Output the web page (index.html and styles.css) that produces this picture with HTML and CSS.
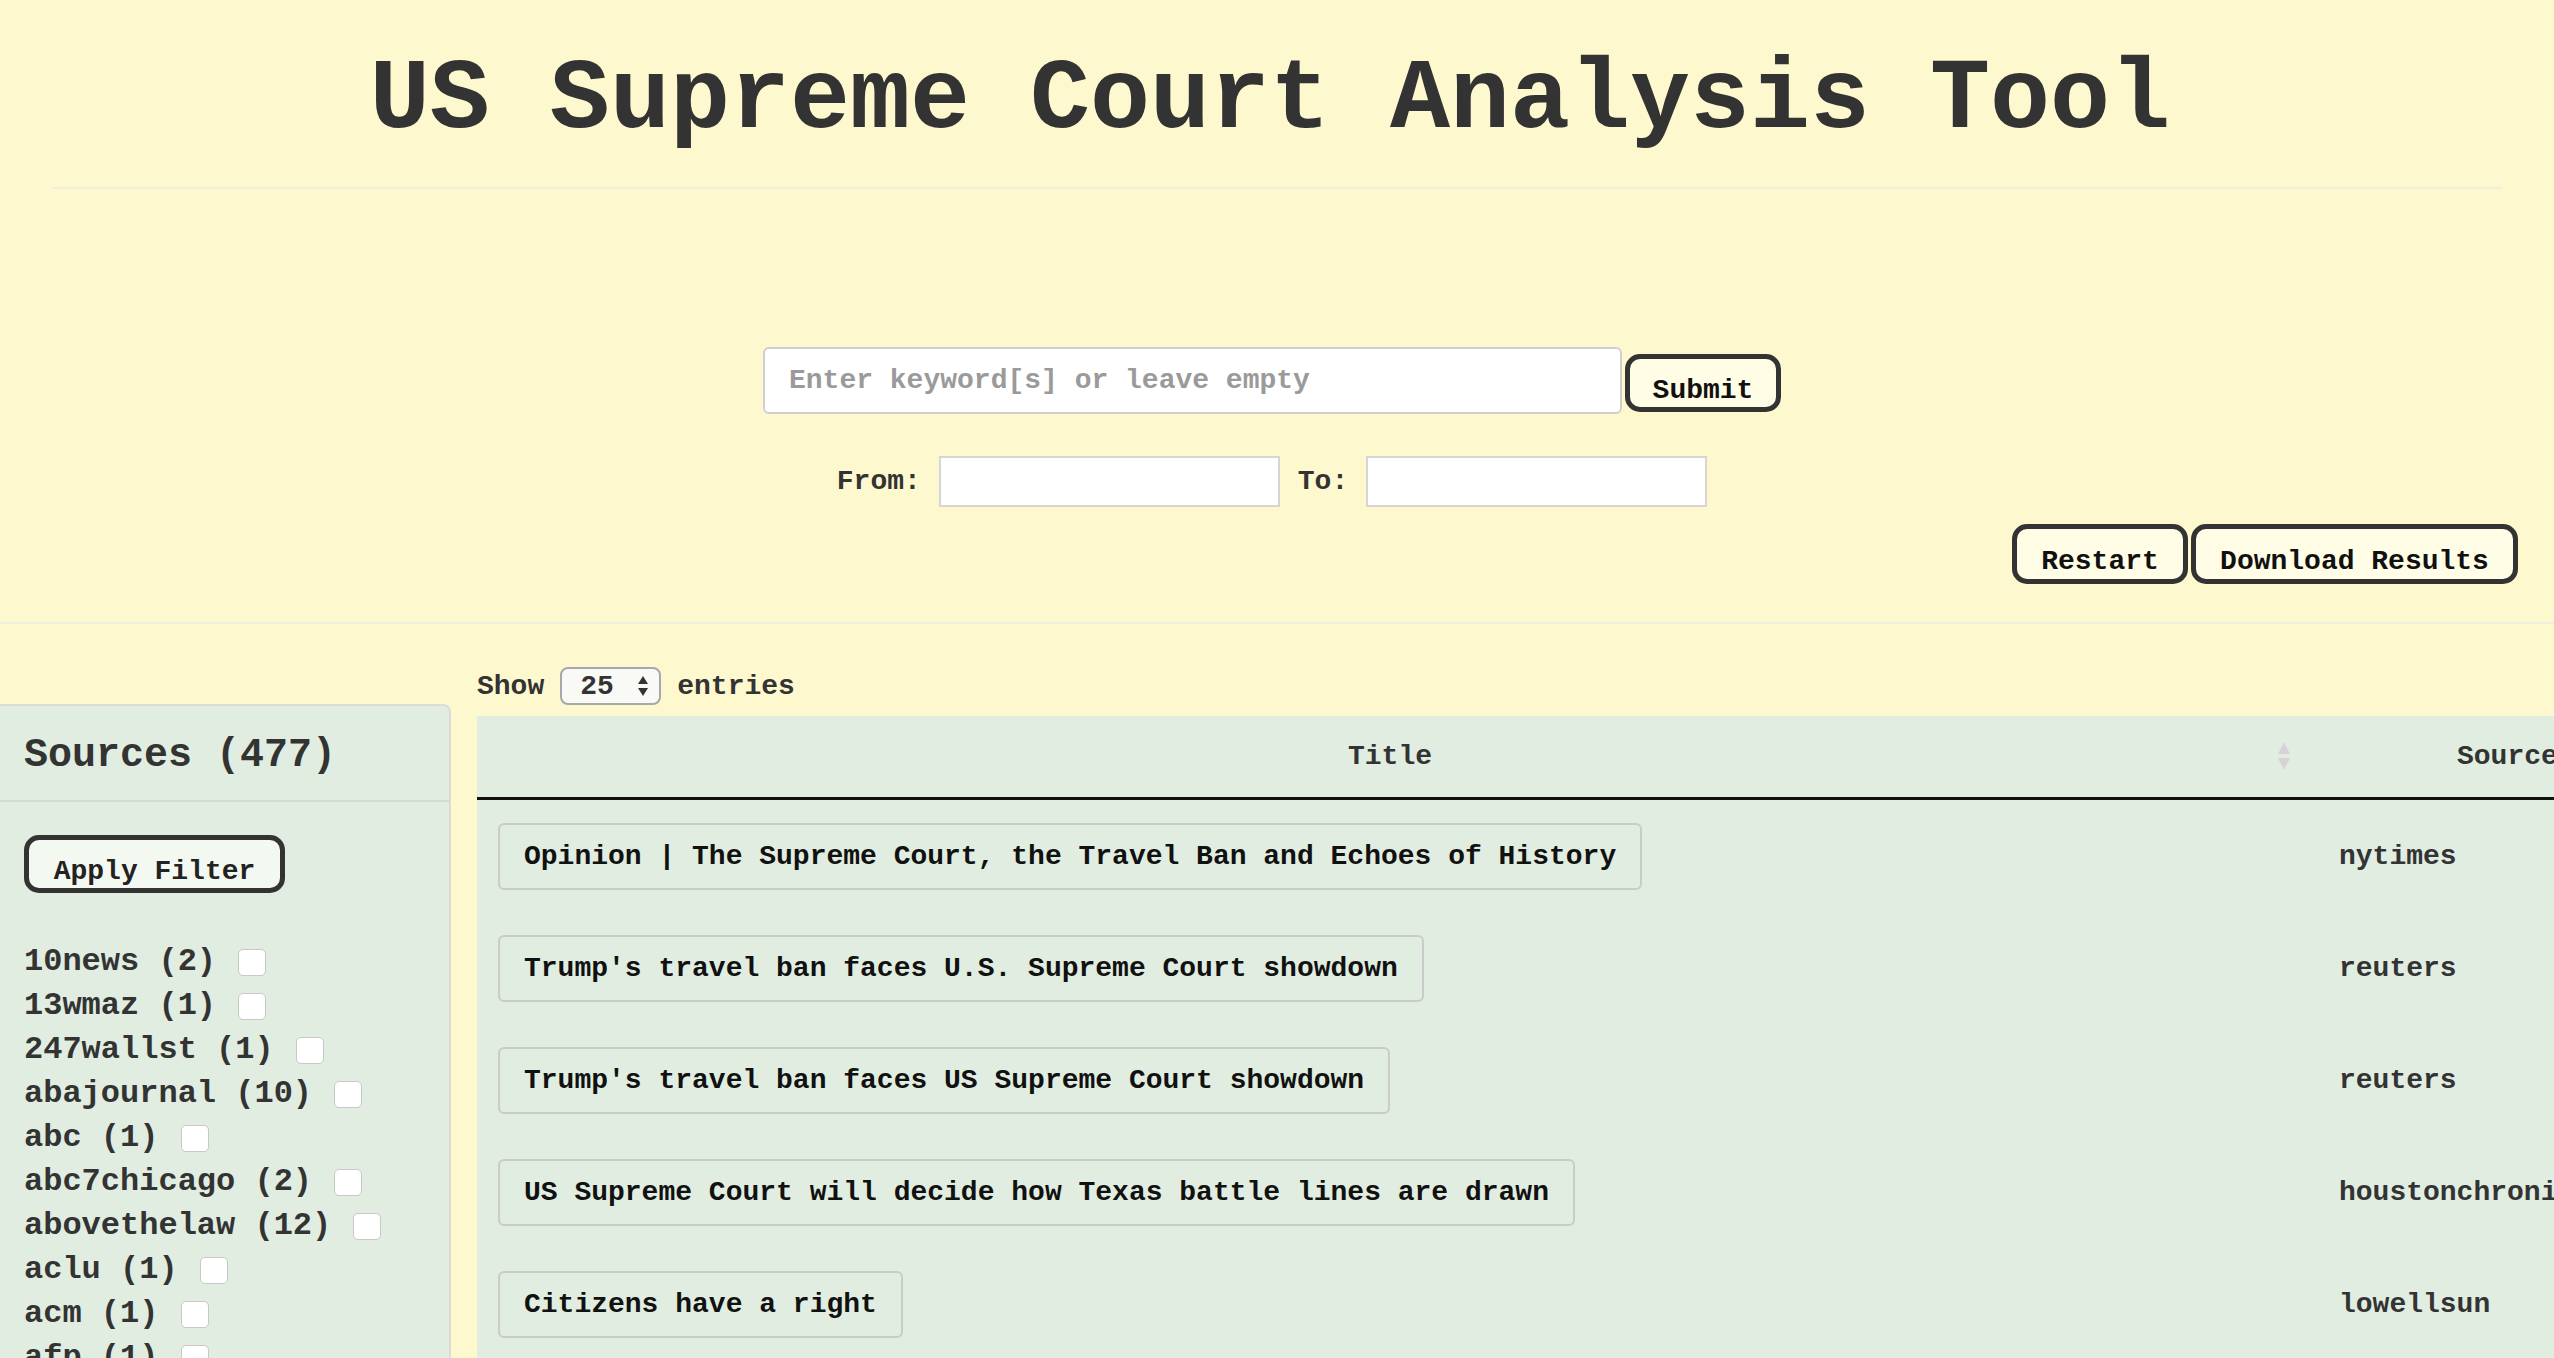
FILE: index.html
```html
<!DOCTYPE html>
<html>
<head>
<meta charset="utf-8">
<title>US Supreme Court Analysis Tool</title>
<link rel="stylesheet" href="styles.css">
</head>
<body>
<header class="top">
  <h1 class="page-title">US Supreme Court Analysis Tool</h1>
  <div class="rule"></div>
  <form class="search">
    <div class="search-row">
      <input class="keyword" type="text" placeholder="Enter keyword[s] or leave empty">
      <button class="btn btn-submit" type="button">Submit</button>
    </div>
    <div class="date-row">
      <label class="lbl">From:</label>
      <input class="date" type="text">
      <label class="lbl lbl-to">To:</label>
      <input class="date" type="text">
    </div>
  </form>
  <div class="actions">
    <button class="btn btn-action" type="button">Restart</button>
    <button class="btn btn-action" type="button">Download Results</button>
  </div>
</header>

<main class="main">
  <aside class="sidebar">
    <div class="side-head">Sources (477)</div>
    <div class="side-body">
      <button class="btn btn-filter" type="button">Apply Filter</button>
      <ul class="src-list">
        <li>10news (2) <input type="checkbox" class="cb"></li>
        <li>13wmaz (1) <input type="checkbox" class="cb"></li>
        <li>247wallst (1) <input type="checkbox" class="cb"></li>
        <li>abajournal (10) <input type="checkbox" class="cb"></li>
        <li>abc (1) <input type="checkbox" class="cb"></li>
        <li>abc7chicago (2) <input type="checkbox" class="cb"></li>
        <li>abovethelaw (12) <input type="checkbox" class="cb"></li>
        <li>aclu (1) <input type="checkbox" class="cb"></li>
        <li>acm (1) <input type="checkbox" class="cb"></li>
        <li>afp (1) <input type="checkbox" class="cb"></li>
        <li>ajc (1) <input type="checkbox" class="cb"></li>
      </ul>
    </div>
  </aside>

  <section class="results">
    <div class="length">
      <span>Show</span>
      <span class="select">25
        <svg class="arrows" width="12" height="22" viewBox="0 0 12 22"><path d="M6 1 L11 9 L1 9 Z M6 21 L11 13 L1 13 Z" fill="#333"/></svg>
      </span>
      <span>entries</span>
    </div>
    <table class="tbl">
      <thead>
        <tr>
          <th class="col-title">Title
            <svg class="sort" width="14" height="30" viewBox="0 0 14 30"><path d="M7 1 L13 13 L1 13 Z M7 29 L13 17 L1 17 Z" fill="#d8d2d8"/></svg>
          </th>
          <th class="col-source">Source</th>
        </tr>
      </thead>
      <tbody>
        <tr><td class="col-title"><span class="tag">Opinion | The Supreme Court, the Travel Ban and Echoes of History</span></td><td class="col-source">nytimes</td></tr>
        <tr><td class="col-title"><span class="tag">Trump's travel ban faces U.S. Supreme Court showdown</span></td><td class="col-source">reuters</td></tr>
        <tr><td class="col-title"><span class="tag">Trump's travel ban faces US Supreme Court showdown</span></td><td class="col-source">reuters</td></tr>
        <tr><td class="col-title"><span class="tag">US Supreme Court will decide how Texas battle lines are drawn</span></td><td class="col-source">houstonchronicle</td></tr>
        <tr><td class="col-title"><span class="tag">Citizens have a right</span></td><td class="col-source">lowellsun</td></tr>
      </tbody>
    </table>
  </section>
</main>
</body>
</html>
```

FILE: styles.css
```css
html, body {
  margin: 0;
  padding: 0;
  background: #fef8cf;
  font-family: "Liberation Mono", "Courier New", monospace;
  font-weight: bold;
  color: #333;
  overflow: hidden;
  height: 1358px;
}

.top {
  border-bottom: 2px solid #efeee0;
}

.page-title {
  margin: 0;
  padding-top: 46px;
  padding-right: 14px;
  font-size: 100px;
  line-height: 110px;
  text-align: center;
  color: #333;
  font-weight: bold;
}

.rule {
  margin: 31px 52px 0;
  border-top: 2px solid #efeee0;
}

.search {
  display: flex;
  flex-direction: column;
  align-items: center;
}

.search-row {
  display: flex;
  align-items: center;
  margin-top: 158px;
  margin-right: 10px;
  gap: 3px;
}

.keyword {
  width: 859px;
  height: 67px;
  box-sizing: border-box;
  border: 2px solid #cfcfcf;
  border-radius: 6px;
  background: #fff;
  padding: 0 24px;
  font-family: "Liberation Mono", monospace;
  font-weight: bold;
  font-size: 28px;
  color: #333;
  outline: none;
}

.keyword::placeholder {
  color: #9a9a9a;
}

.btn {
  font-family: "Liberation Mono", monospace;
  font-weight: bold;
  font-size: 28px;
  color: #111;
  border: 5px solid #333;
  border-radius: 15px;
  background: #fffde6;
  box-sizing: border-box;
  cursor: pointer;
}

.btn-submit {
  width: 156px;
  height: 58px;
  padding: 14px 0 0;
  margin-top: 5px;
}

.date-row {
  display: flex;
  align-items: center;
  margin-top: 42px;
  margin-right: 10px;
}

.lbl {
  font-size: 28px;
  color: #333;
  margin-right: 18px;
}

.lbl-to {
  margin-left: 18px;
}

.date {
  width: 341px;
  height: 51px;
  box-sizing: border-box;
  border: 2px solid #d6d6d6;
  background: #fff;
  outline: none;
}

.actions {
  display: flex;
  justify-content: flex-end;
  gap: 3px;
  margin-top: 17px;
  padding-right: 36px;
  padding-bottom: 38px;
}

.btn-action {
  height: 60px;
  padding: 14px 22px 0;
}

.btn-action:first-child {
  width: 176px;
}

.btn-action:last-child {
  width: 327px;
}

.main {
  display: flex;
  align-items: flex-start;
  gap: 26px;
  height: 740px;
  overflow: hidden;
}

.sidebar {
  width: 451px;
  flex: none;
  box-sizing: border-box;
  margin-top: 80px;
  background: #e0ede0;
  border-top: 2px solid #d9ddd6;
  border-right: 2px solid #d9ddd6;
  border-top-right-radius: 8px;
  height: 700px;
}

.side-head {
  height: 96px;
  box-sizing: border-box;
  padding: 28px 0 0 24px;
  font-size: 40px;
  line-height: 44px;
  color: #333;
  border-bottom: 2px solid #d3dcd3;
}

.side-body {
  padding: 33px 0 0 24px;
}

.btn-filter {
  width: 261px;
  height: 58px;
  padding: 14px 0 0;
  background: #f3f8f1;
  color: #222;
}

.src-list {
  list-style: none;
  margin: 47px 0 0;
  padding: 0;
  font-size: 32px;
  line-height: 44px;
  color: #333;
}

.src-list li {
  display: flex;
  align-items: center;
  white-space: pre;
}

.cb {
  appearance: none;
  -webkit-appearance: none;
  width: 28px;
  height: 27px;
  margin: 0 0 0 3px;
  background: #fff;
  border: 1.5px solid #c8c8c8;
  border-radius: 5px;
  box-sizing: border-box;
}

.results {
  flex: 1;
  min-width: 0;
  padding-top: 43px;
}

.length {
  display: flex;
  align-items: center;
  font-size: 28px;
  color: #333;
  gap: 16px;
  height: 38px;
}

.select {
  display: inline-flex;
  align-items: center;
  justify-content: space-between;
  width: 101px;
  height: 38px;
  box-sizing: border-box;
  padding: 0 10px 0 18px;
  border: 2px solid #a8a8a8;
  border-radius: 8px;
  background: #f9f9f6;
  font-size: 28px;
}

.tbl {
  margin-top: 11px;
  border-collapse: collapse;
  background: #e0ede0;
  width: 2240px;
  table-layout: fixed;
}

.tbl th {
  height: 81px;
  border-bottom: 3px solid #111;
  font-size: 28px;
  color: #333;
  position: relative;
  padding: 0;
}

.tbl th.col-title {
  width: 1826px;
}

.tbl th.col-source {
  text-align: left;
  padding-left: 154px;
}

.sort {
  position: absolute;
  right: 12px;
  top: 25px;
}

.tbl td {
  height: 112px;
  padding: 0;
  font-size: 28px;
  vertical-align: middle;
}

.tbl td.col-title {
  padding-left: 21px;
}

.tbl td.col-source {
  padding-left: 36px;
  color: #333;
  white-space: nowrap;
}

.tag {
  display: inline-block;
  height: 67px;
  line-height: 63px;
  box-sizing: border-box;
  padding: 0 24px 0 24px;
  border: 2px solid #cbcbcb;
  border-radius: 6px;
  color: #111;
  white-space: nowrap;
}
```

□ □ □ □ □

• [Direction] Collect the lines of the data that carry the word "styles".

• [Task result]
Output the web page (index.html and styles.css) that produces this picture with HTML and CSS.
<link rel="stylesheet" href="styles.css">
FILE: styles.css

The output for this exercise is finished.